Tuesday, June 30, 2015

Cowardly Leaders Thrive in Malaysia

In his latest posting, the Crown Prince of Johor has taken another swipe at the political leaders in the country.
 
Although, Tunku Ismail (left) said he did not wish to 'ruffle feathers' and his comments were made within a Johor context, few believe the real target is not Prime Minister Najib Razak.
 
Some even think the princely advice is also meant for Deputy Prime Minister Muhyddin Yassin, who is caught between demanding greater transparency and accountability from his boss for the RM42 billion 1MDB financial scandal and keeping his cushy job.
 
"A cowardly leader is the most dangerous of men, and that one of the tests of leadership is the ability to recognize a problem before it becomes an emergency.
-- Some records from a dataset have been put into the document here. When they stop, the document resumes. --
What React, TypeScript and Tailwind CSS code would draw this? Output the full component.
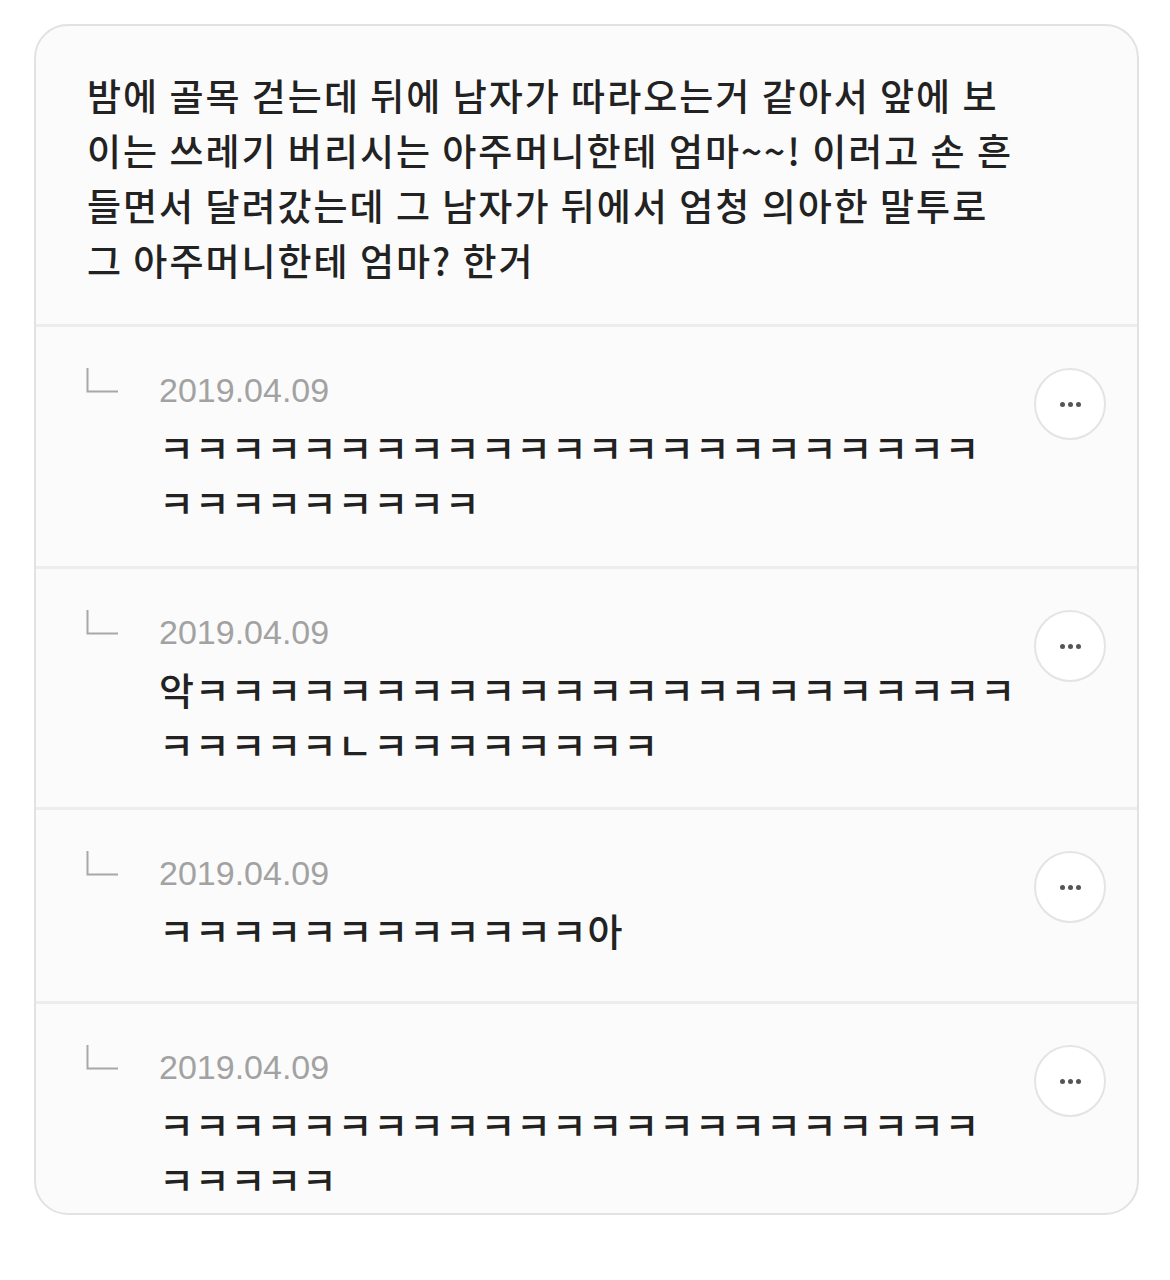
const post = [
  "밤에 골목 걷는데 뒤에 남자가 따라오는거 같아서 앞에 보",
  "이는 쓰레기 버리시는 아주머니한테 엄마~~! 이러고 손 흔",
  "들면서 달려갔는데 그 남자가 뒤에서 엄청 의아한 말투로",
  "그 아주머니한테 엄마? 한거",
];

const comments = [
  {
    date: "2019.04.09",
    lines: ["ㅋ".repeat(23), "ㅋ".repeat(9)],
    pb: "pb-[37px]",
  },
  {
    date: "2019.04.09",
    lines: ["악" + "ㅋ".repeat(23), "ㅋㅋㅋㅋㅋㄴ" + "ㅋ".repeat(8)],
    pb: "pb-[36px]",
  },
  {
    date: "2019.04.09",
    lines: ["ㅋ".repeat(12) + "아"],
    pb: "pb-[44px]",
  },
  {
    date: "2019.04.09",
    lines: ["ㅋ".repeat(23), "ㅋ".repeat(5)],
    pb: "pb-[7px]",
  },
];

function ReplyMark() {
  return (
    <svg width="32" height="25" viewBox="0 0 32 25" fill="none">
      <path d="M1.5 0 V23.5 H32" stroke="#a8a8a8" strokeWidth="2" />
    </svg>
  );
}

function MoreButton() {
  return (
    <div className="w-[72px] h-[72px] shrink-0 rounded-full border-2 border-[#e4e4e4] bg-white flex items-center justify-center gap-[3px]">
      <span className="w-[5px] h-[5px] rounded-full bg-[#555]" />
      <span className="w-[5px] h-[5px] rounded-full bg-[#555]" />
      <span className="w-[5px] h-[5px] rounded-full bg-[#555]" />
    </div>
  );
}

export default function App() {
  return (
    <div className="min-h-screen bg-white pt-[24px] pl-[34px]">
      <div className="w-[1105px] rounded-[34px] border-2 border-[#e2e2e2] bg-[#fbfbfb] overflow-hidden">
        {/* post body */}
        <div
          className="pl-[51px] pt-[42px] pb-[36px] text-[37px] leading-[55px] text-[#222] tracking-[2px] font-medium"
          style={{ fontFamily: '"Noto Sans CJK KR", "Noto Sans", sans-serif' }}
        >
          {post.map((l) => (
            <div key={l} className="whitespace-nowrap">{l}</div>
          ))}
        </div>

        {comments.map((c, i) => (
          <div key={i} className={`flex border-t-[3px] border-[#ededed] pt-[41px] pr-[31px] ${c.pb}`}>
            <div className="w-[123px] pl-[50px] shrink-0">
              <ReplyMark />
            </div>
            <div className="flex-1">
              <div
                className="text-[34px] leading-[44px] text-[#a2a2a2]"
                style={{ fontFamily: '"Liberation Sans", Arial, sans-serif' }}
              >
                {c.date}
              </div>
              <div
                className="mt-[7px] text-[38px] leading-[55px] text-[#222] tracking-[0.75px] font-medium"
                style={{ fontFamily: '"Noto Sans CJK KR", "Noto Sans", sans-serif' }}
              >
                {c.lines.map((l, j) => (
                  <div key={j} className="whitespace-nowrap">
                    {l}
                  </div>
                ))}
              </div>
            </div>
            <MoreButton />
          </div>
        ))}
      </div>
    </div>
  );
}
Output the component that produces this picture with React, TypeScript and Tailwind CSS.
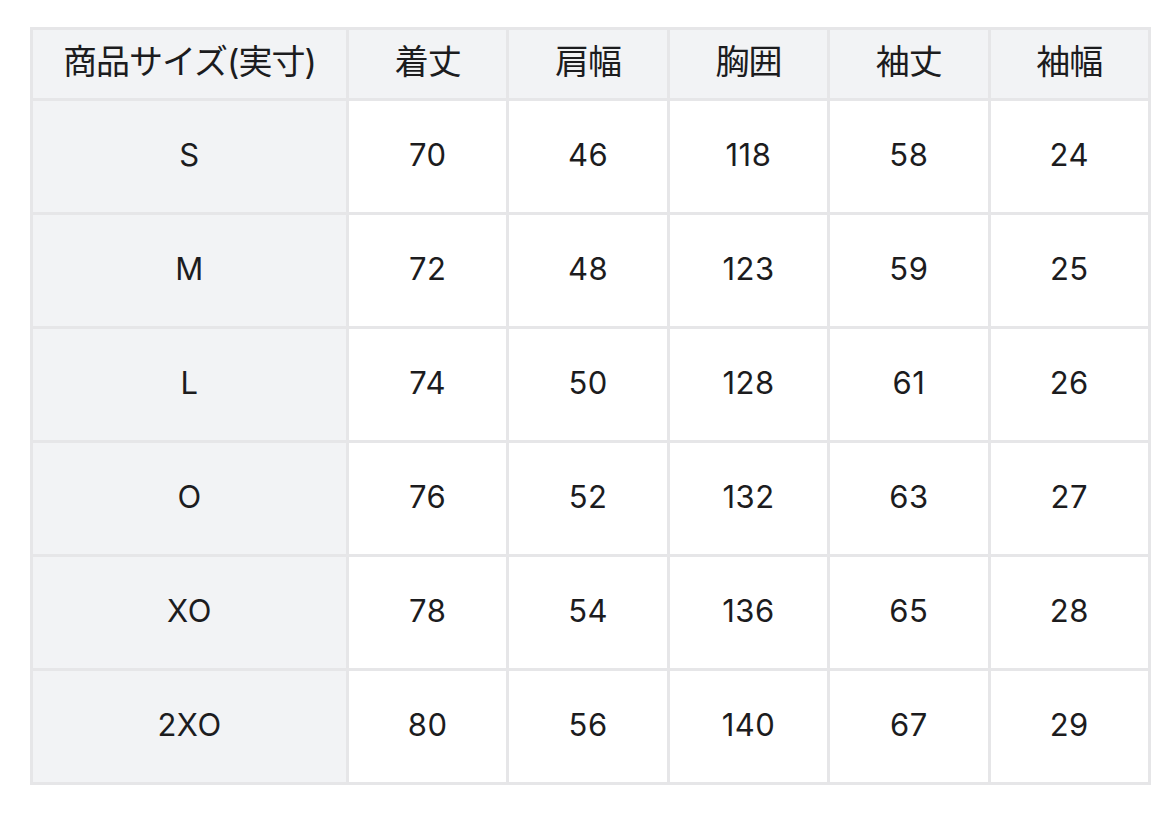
const headers = ['商品サイズ(実寸)', '着丈', '肩幅', '胸囲', '袖丈', '袖幅'];

const rows: [string, number, number, number, number, number][] = [
  ['S', 70, 46, 118, 58, 24],
  ['M', 72, 48, 123, 59, 25],
  ['L', 74, 50, 128, 61, 26],
  ['O', 76, 52, 132, 63, 27],
  ['XO', 78, 54, 136, 65, 28],
  ['2XO', 80, 56, 140, 67, 29],
];

const App = () => {
  return (
    <div className="min-h-[820px] bg-white pl-[30px] pt-[27px] font-['Inter','Noto_Sans_CJK_JP',sans-serif] text-[#1c1c1e]">
      <table className="w-[1121px] table-fixed border-collapse border-[3px] border-[#e6e6e8] text-center">
        <colgroup>
          <col className="w-[316px]" />
          <col />
          <col />
          <col />
          <col />
          <col />
        </colgroup>
        <thead>
          <tr className="h-[71px] bg-[#f2f3f5]">
            {headers.map((h) => (
              <th
                key={h}
                className="border-[3px] border-[#e6e6e8] pb-[5px] text-[34px] font-normal leading-none tracking-[-1px]"
              >
                {h}
              </th>
            ))}
          </tr>
        </thead>
        <tbody>
          {rows.map(([size, ...values]) => (
            <tr key={size} className="h-[114px]">
              <td className="border-[3px] border-[#e6e6e8] bg-[#f2f3f5] pb-[4px] text-[31px] leading-none tracking-[0.5px]">
                {size}
              </td>
              {values.map((v, i) => (
                <td
                  key={i}
                  className="border-[3px] border-[#e6e6e8] pb-[4px] text-[31px] leading-none tracking-[0.5px]"
                >
                  {v}
                </td>
              ))}
            </tr>
          ))}
        </tbody>
      </table>
    </div>
  );
};

export default App;
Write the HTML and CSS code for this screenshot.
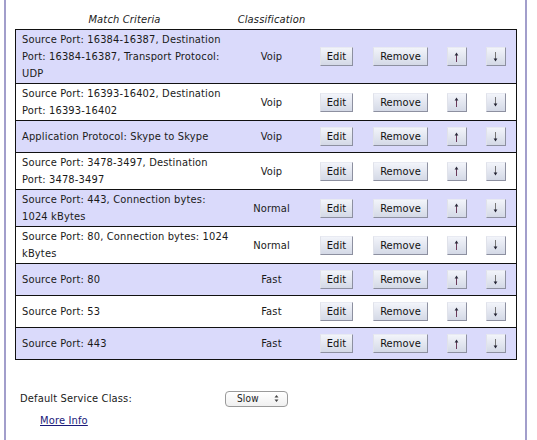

He (the prince's late grandfather) also taught me that great leaders musters the courage to fulfil his vision from passion, not position," Tunku Ismail wrote in a posting on the Facebook page of the Johor Southern Tigers.
 
Of course, Malaysians know that the cowardly leaders are Najib (that’s obvious!) and dithering Muhyiddin who should take courage from the Prince's words and not give in to his boss.
 
The cowards are not just the aforementioned duo but those in UMNO and even in the Cabinet itself. Many of them don’t want to rock the boat even when scandal after scandal has surfaced. It would seem that all of them have lost their balls!
 
Last evening, the Little Penang Kafe in MidValley lured me with a delicious promise of delectable Malaysian fare. So, I stopped there for dinner before proceeding to The Boulevard.
 
 
 
 
 
 
 
 
 
 
  
 
 
Char keow teow, RM13.40 and Durian cendol RM8.80 per bowl
 
At the KL Advanced Toastmasters meeting. I was the Ah-Counter. And a good meeting it was because two of my favorite speakers, Kashveena Mahendran and Zoë Zheyi Tan spoke. And they got my attention, 100% because I was exhilaratingly enamored by their speeches. They remind me of me – in other words, they were excitingly eloquent.
 
I certainly enjoyed the meeting. We may have started on time but alas, we ended late – therefore, my score for the said meeting was only a 4.5 over 10.